目录
1、简介
Spark Streaming是Spark核心API的一个扩展,可以实现高吞吐量的、具备容错机制的实时流数据的处理。
常用数据源:Kafka、Flume、HDFS、TCP socket、File等
处理后的数据传输到:HDFS、Databases、实时报表(仪表盘dashboards)
SparkStreaming提供了许多高级API算子,可以实现底层用复杂的算法处理数据。
SparkStreaming 接受实时输入的数据流然后将数据切分成不同的批次,然后经过Spark引擎将结果数据以batch的形式生成最后的流,实际上SparkStreaming是微批处理。示意图如下:
2、应用示例
pom依赖
<dependency>
<groupId>org.apache.kafka</groupId>
<artifactId>kafka_2.11</artifactId>
<version>2.0.0</version>
</dependency>
<dependency>
<groupId>org.apache.kafka</groupId>
<artifactId>kafka-streams</artifactId>
<version>2.0.0</version>
</dependency>
<dependency>
<groupId>org.apache.spark</groupId>
<artifactId>spark-core_2.11</artifactId>
<version>2.4.5</version>
</dependency>
<dependency>
<groupId>org.apache.spark</groupId>
<artifactId>spark-streaming_2.11</artifactId>
<version>2.4.5</version>
</dependency>
<dependency>
<groupId>org.apache.spark</groupId>
<artifactId>spark-streaming-kafka-0-10_2.11</artifactId>
<version>2.4.5</version>
</dependency>
<dependency>
<groupId>org.apache.spark</groupId>
<artifactId>spark-sql_2.11</artifactId>
<version>2.4.5</version>
</dependency>
<dependency>
<groupId>com.fasterxml.jackson.core</groupId>
<artifactId>jackson-databind</artifactId>
<version>2.6.6</version>
</dependency>
案例一:采集端口数据实现wordcount(Scala版本)
采集7777端口的数据,利用Spark Streaming实现wordcount,结果输出到控制台。

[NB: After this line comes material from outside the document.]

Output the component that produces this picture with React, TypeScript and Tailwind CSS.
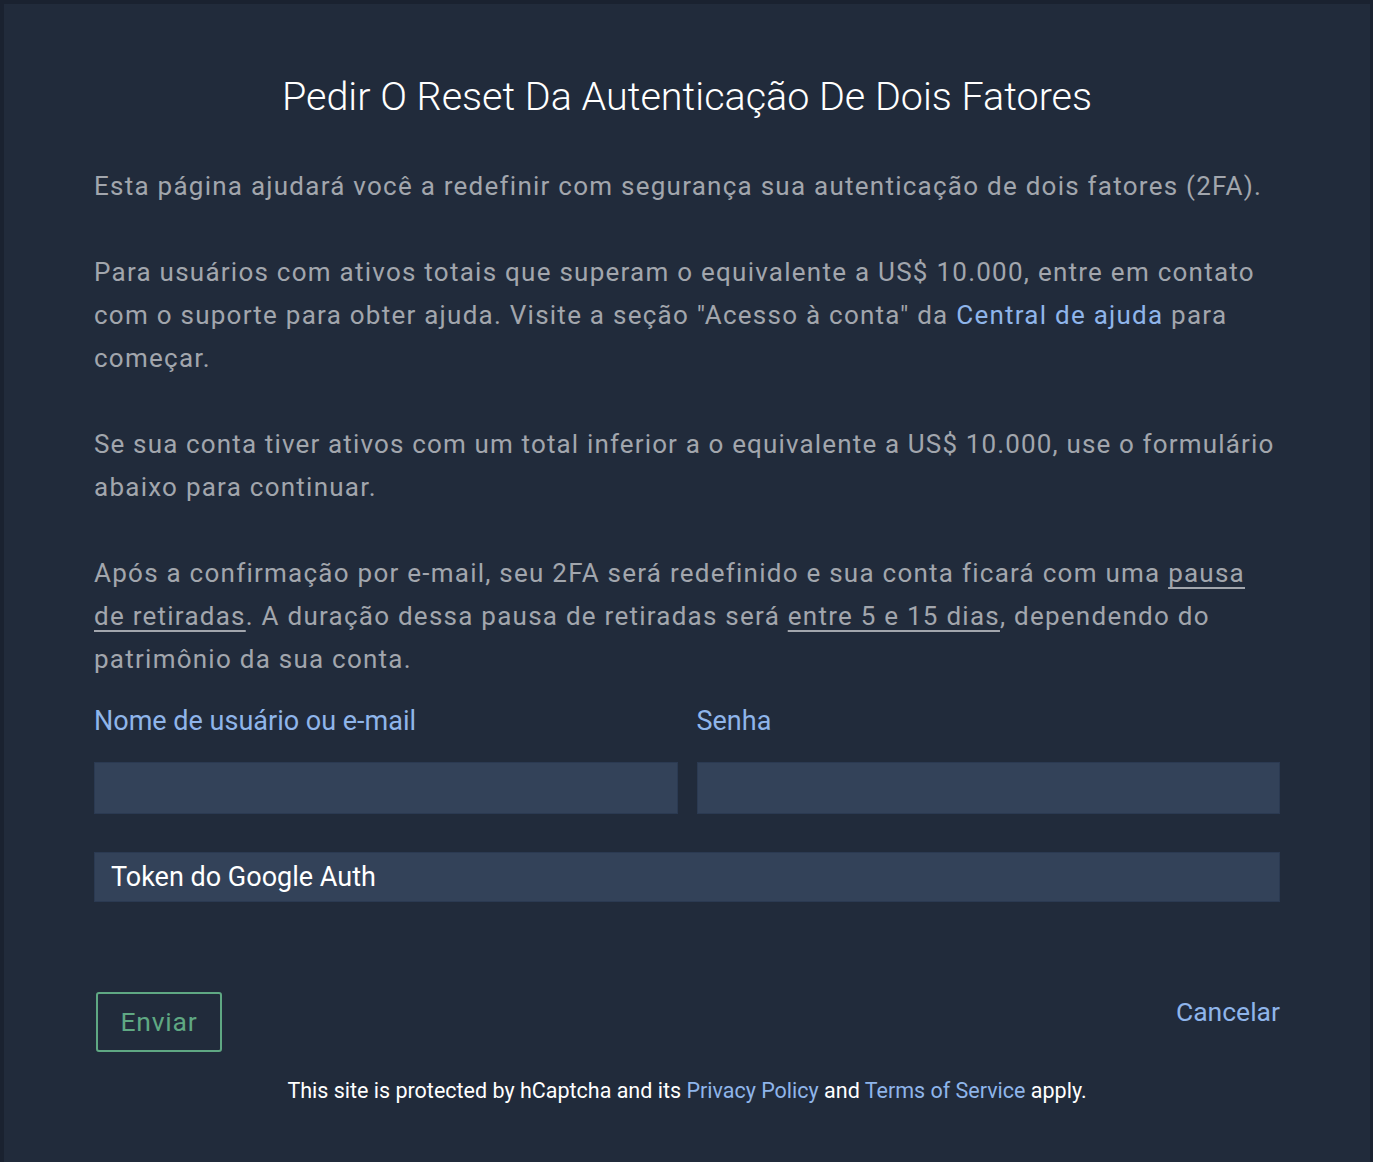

import org.apache.spark.SparkConf
import org.apache.spark.streaming.dstream.{DStream, ReceiverInputDStream}
import org.apache.spark.streaming.{Seconds, StreamingContext}
object SparkStreamDemo1 {
def main(args: Array[String]): Unit = {
// 创建SparkConf,配置master为local
val conf:SparkConf = new SparkConf().setMaster("local[*]").setAppName("sparkstream")
// 实例化StreamingContext
// 设置采集周期,指定的3秒为每次采集的时间间隔
val streamingContext = new StreamingContext(conf,Seconds(3))
//指定采集的方法
var socketLineStream: ReceiverInputDStream[String] = streamingContext.socketTextStream("192.168.136.20", 7777)

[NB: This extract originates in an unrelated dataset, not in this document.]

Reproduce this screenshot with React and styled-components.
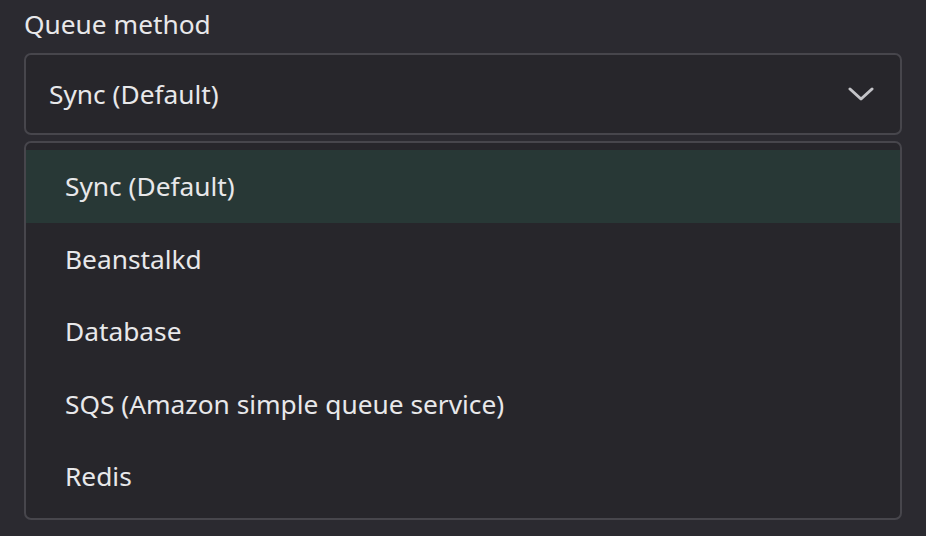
import React, { useState } from 'react';
import styled, { createGlobalStyle } from 'styled-components';

const GlobalStyle = createGlobalStyle`
  html, body {
    margin: 0;
    padding: 0;
    background: #2b2a30;
    font-family: "Noto Sans", "Open Sans", sans-serif;
    color: #e8e8ea;
  }
`;

const Page = styled.div`
  width: 926px;
  height: 536px;
  box-sizing: border-box;
  padding: 6px 24px 0 24px;
  display: flex;
  flex-direction: column;
  overflow: hidden;
`;

const Label = styled.div`
  font-size: 26.3px;
  line-height: 36px;
  color: #e8e8ea;
  margin-bottom: 11px;
`;

const SelectBox = styled.div`
  height: 82px;
  box-sizing: border-box;
  border: 2px solid #47464c;
  border-radius: 7px;
  background: #27262b;
  display: flex;
  align-items: center;
  justify-content: space-between;
  padding: 0 26px 0 23px;
  font-size: 26.3px;
`;

const Menu = styled.ul`
  list-style: none;
  margin: 6px 0 0 0;
  padding: 7px 0 5px 0;
  border: 2px solid #47464c;
  border-radius: 7px;
  background: #27262b;
  display: flex;
  flex-direction: column;
`;

const Item = styled.li`
  height: 72.5px;
  display: flex;
  align-items: center;
  padding-left: 39px;
  font-size: 26.3px;
  background: ${(p) => (p.$active ? '#283836' : 'transparent')};
`;

const Chevron = () => (
  <svg width="26" height="16" viewBox="0 0 26 16" fill="none">
    <path d="M2 3l11 10L24 3" stroke="#c4c4c8" strokeWidth="3" strokeLinecap="round" strokeLinejoin="round" />
  </svg>
);

const options = [
  'Sync (Default)',
  'Beanstalkd',
  'Database',
  'SQS (Amazon simple queue service)',
  'Redis',
];

export default function App() {
  const [value] = useState(options[0]);
  return (
    <>
      <GlobalStyle />
      <Page>
        <Label>Queue method</Label>
        <SelectBox>
          <span>{value}</span>
          <Chevron />
        </SelectBox>
        <Menu>
          {options.map((o) => (
            <Item key={o} $active={o === value}>
              {o}
            </Item>
          ))}
        </Menu>
      </Page>
    </>
  );
}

val wordStream: DStream[String] = socketLineStream.flatMap(line=>line.split("\\s+"))
val mapStream: DStream[(String, Int)] = wordStream.map(x=>(x,1))
val wordcountStream: DStream[(String, Int)] = mapStream.reduceByKey(_+_)
//打印
wordcountStream.print()
//启动收集器
streamingContext.start()
//等待处理停止
streamingContext.awaitTermination()
}
}
启动端口输入测试数据:
nc -lk 7777
案例二:采集端口数据实现wordcount(Java版本)
采集7777端口的数据,利用Spark Streaming实现wordcount,结果输出到控制台。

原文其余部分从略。